Quadratic approximation is a way to estimate the value of a function near a certain point using a polynomial of degree two. This method is particularly useful when you need a simple and quick estimate without requiring the entire function.
This approximation is also known as the Taylor polynomial of order two. The formula for the quadratic approximation of a function \(f(x)\) at a point \(x = a\) is:

• \( P_2(x) = f(a) + f'(a)(x-a) + \frac{f''(a)}{2!}(x-a)^2 \)

Here, \(f(a)\), \(f'(a)\), and \(f''(a)\) represent the function's value, first derivative, and second derivative at the point \(x = a\) respectively.
For example, to find the quadratic approximation at \(x=0\) for \(f(x) = \cosh x\), we calculate the necessary derivatives and substitute them into the formula:

- \(f(0) = \cosh(0) = 1\) - \(f'(0) = \sinh(0)=0\) - \(f''(0) = \cosh(0)=1\)

Using these values, we obtain: \( P_2(x) = 1 + \frac{1}{2}x^2\).

Linearization, or the Taylor polynomial of order one, provides a way to approximate a function using a linear equation.
This can be extremely beneficial for calculating values near a point without dealing with more complex computations.
The formula for linearization of a function \(f(x)\) at \(x = a\) is:

• \( P_1(x) = f(a) + f'(a)(x-a) \)

This equation uses the function value and its first derivative at the point \(x = a\), forming a tangent line to the function.
To find the linearization at \(x=0\) for \(f(x) = \cosh x\), calculate:

- \(f(0) = \cosh(0) = 1\) - \(f'(0) = \sinh(0) = 0\)

Substituting into the linearization formula gives \(P_1(x) = 1\). This result shows that near \(x=0\), the function is approximately constant.

Differentiation is the mathematical process of finding the derivative, which represents the rate of change of a function.
This is a fundamental concept used to determine how a function behaves and is essential when calculating Taylor polynomials.
The process of differentiation can involve consecutive derivatives, such as the first and second derivative, and they play critical roles in linear and quadratic approximations respectively.

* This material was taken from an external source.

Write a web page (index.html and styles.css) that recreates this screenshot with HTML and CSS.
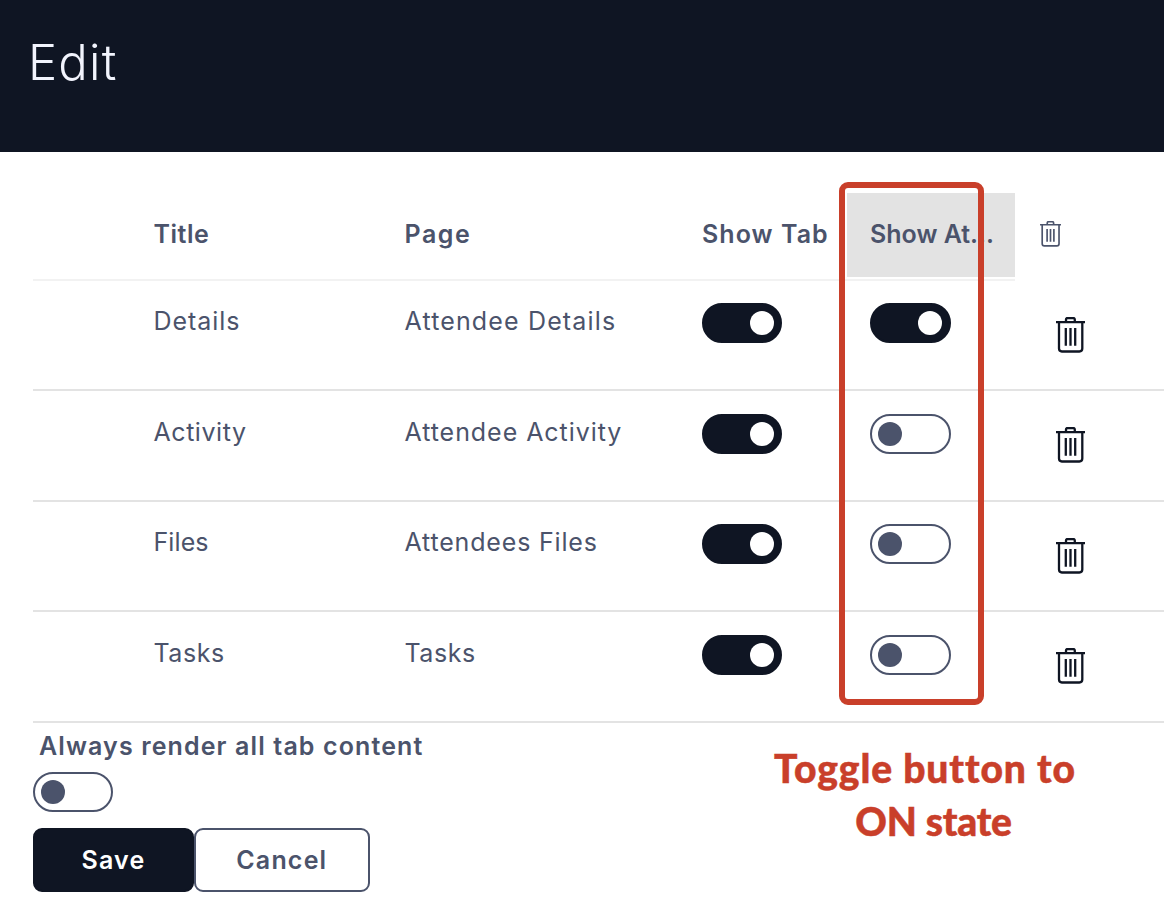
FILE: index.html
```html
<!DOCTYPE html>
<html lang="en">
<head>
<meta charset="utf-8">
<title>Edit</title>
<link rel="stylesheet" href="styles.css">
</head>
<body>
<svg class="defs" width="0" height="0" aria-hidden="true">
  <symbol id="trash" viewBox="0 0 29 36">
    <path d="M0 5.2H29M10 5V2.6Q10 1 11.6 1H17.2Q18.8 1 18.8 2.6V5M3 5.5V31.6Q3 34.5 5.9 34.5H23.4Q26.3 34.5 26.3 31.6V5.5M9.8 11V28.8M14.5 11V28.8M19.2 11V28.8" fill="none" stroke="currentColor" stroke-width="2.3"/>
  </symbol>
</svg>
<header class="banner"><h1 class="banner-title">Edit</h1></header>
<main class="content">
  <section class="table">
    <div class="head">
      <div class="head-cells">
        <span class="col-title">Title</span>
        <span class="col-page">Page</span>
        <span class="col-tab">Show Tab</span>
        <span class="col-at">Show At...</span>
      </div>
      <svg class="trash-small"><use href="#trash"/></svg>
    </div>
    <div class="row">
      <span class="col-title">Details</span><span class="col-page wide">Attendee Details</span>
      <span class="toggle on"></span><span class="toggle on"></span>
      <svg class="trash"><use href="#trash"/></svg>
    </div>
    <div class="row">
      <span class="col-title snug">Activity</span><span class="col-page">Attendee Activity</span>
      <span class="toggle on"></span><span class="toggle"></span>
      <svg class="trash"><use href="#trash"/></svg>
    </div>
    <div class="row">
      <span class="col-title tight">Files</span><span class="col-page mid">Attendees Files</span>
      <span class="toggle on"></span><span class="toggle"></span>
      <svg class="trash"><use href="#trash"/></svg>
    </div>
    <div class="row">
      <span class="col-title snug">Tasks</span><span class="col-page snug">Tasks</span>
      <span class="toggle on"></span><span class="toggle"></span>
      <svg class="trash"><use href="#trash"/></svg>
    </div>
  </section>
  <div class="render-label">Always render all tab content</div>
  <span class="toggle"></span>
  <div class="actions">
    <button class="btn save">Save</button><button class="btn cancel">Cancel</button>
  </div>
</main>
<div class="highlight"></div>
<div class="callout"><span class="line-one">Toggle button to</span><br><span class="line-two">ON state</span></div>
</body>
</html>
```

FILE: styles.css
```css
* { box-sizing: border-box; }
body {
  margin: 0;
  height: 920px;
  position: relative;
  overflow: hidden;
  background: #fff;
  color: #4b536b;
  font-family: Inter, "Liberation Sans", sans-serif;
  font-size: 25px;
  line-height: 36px;
}
.defs { position: absolute; }
.banner { height: 152px; padding: 33px 0 0 28px; background: #0f1523; }
.banner-title {
  margin: 0;
  color: #f2f4fd;
  font-size: 49px;
  line-height: 60px;
  font-weight: 350;
  letter-spacing: 1.2px;
}
.content { padding: 41px 0 0 33px; }
.head { display: flex; height: 87.75px; font-weight: 600; }
.head-cells {
  display: grid;
  grid-template-columns: 251px 297.5px 145px 168px;
  width: 982px;
  padding-left: 120.5px;
  border-bottom: 2px solid #f2f2f2;
  line-height: 83px;
}
.head .col-title { letter-spacing: .5px; }
.head .col-page { letter-spacing: 1.5px; }
.head .col-tab { letter-spacing: 1.05px; }
.col-at { height: 84px; padding-left: 23px; background: #e3e3e3; white-space: nowrap; }
.trash-small { width: 21px; height: 26px; margin: 28px 0 0 25px; }
.row {
  display: grid;
  grid-template-columns: 251px 297.5px 168.4px 185.6px 29px;
  align-items: start;
  height: 110.5px;
  padding: 22.3px 0 0 120.5px;
  border-bottom: 2px solid #e3e3e3;
}
.row .col-title, .row .col-page { letter-spacing: .95px; }
.row .col-page.wide { letter-spacing: 1.15px; }
.row .col-page.mid { letter-spacing: .82px; }
.row .col-title.tight { letter-spacing: .1px; }
.row .col-page.snug, .row .col-title.snug { letter-spacing: .55px; }
.trash { width: 29px; height: 36px; margin-top: 13.8px; color: #0f1523; }
.toggle {
  display: block;
  width: 80.4px;
  height: 40px;
  padding: 6px;
  border: 2px solid #4b536b;
  border-radius: 20px;
}
.toggle::before {
  content: "";
  display: block;
  width: 24px;
  height: 24px;
  border-radius: 50%;
  background: #4b536b;
}
.toggle.on { background: #0f1523; border-color: #0f1523; }
.toggle.on::before { margin-left: 40px; background: #fff; }
.render-label { height: 49px; padding: 5px 0 0 6px; font-weight: 600; letter-spacing: 1.12px; }
.actions { display: flex; margin-top: 16px; }
.btn {
  height: 64px;
  padding: 0;
  border: 2px solid #4b536b;
  border-radius: 9px;
  background: #fff;
  color: #4b536b;
  font: 600 25px Inter, "Liberation Sans", sans-serif;
  letter-spacing: 1.2px;
}
.save { width: 161px; background: #0f1523; border-color: #0f1523; color: #fff; }
.cancel { width: 175.6px; }
.highlight {
  position: absolute;
  left: 839px;
  top: 182px;
  width: 145px;
  height: 523px;
  border: 6px solid #c93f2a;
  border-radius: 9px;
}
.callout {
  position: absolute;
  left: 725px;
  top: 742px;
  width: 400px;
  text-align: center;
  color: #c93f2a;
  font: 900 39px/53px Lato, sans-serif;
  font-variant-ligatures: none;
  -webkit-text-stroke: .5px #c93f2a;
}
.line-one { letter-spacing: .9px; }
.line-two { margin-left: 17px; letter-spacing: -.2px; }
```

• First derivative \(f'(x)\) identifies slopes at given points.
• Second derivative \(f''(x)\) gives information about the curvature or concavity of the function.

In problems involving the function \(f(x) = \cosh x\):

- The first derivative: \(f'(x) = \sinh x\)- The second derivative: \(f''(x) = \cosh x\)

Differentiation not only uncovers these properties but is also crucial in forming the terms of Taylor polynomials.

Hyperbolic functions, including \(\sinh x\) and \(\cosh x\), are analogous to the trigonometric functions like sine and cosine.
They have applications in many areas, particularly where analogous behavior to circular functions is needed but within hyperbolic contexts (e.g., areas with exponential growth).
For hyperbolic functions:

• \(\cosh x = \frac{e^x + e^{-x}}{2}\)
• \(\sinh x = \frac{e^x - e^{-x}}{2}\)

In the given exercise, the function \(\cosh x\) is evaluated. At \(x=0\), it equals 1, similar to how the cosine of 0 equals 1.
Understanding these functions helps in evaluating derivatives for approximations. For instance, knowing that the derivative \(\frac{d}{dx}(\sinh x) = \cosh x\) is crucial when applying differentiation to find Taylor polynomial terms. This knowledge aids in comprehending how functions behave over intervals, especially in approximations like quadratic and linearizations.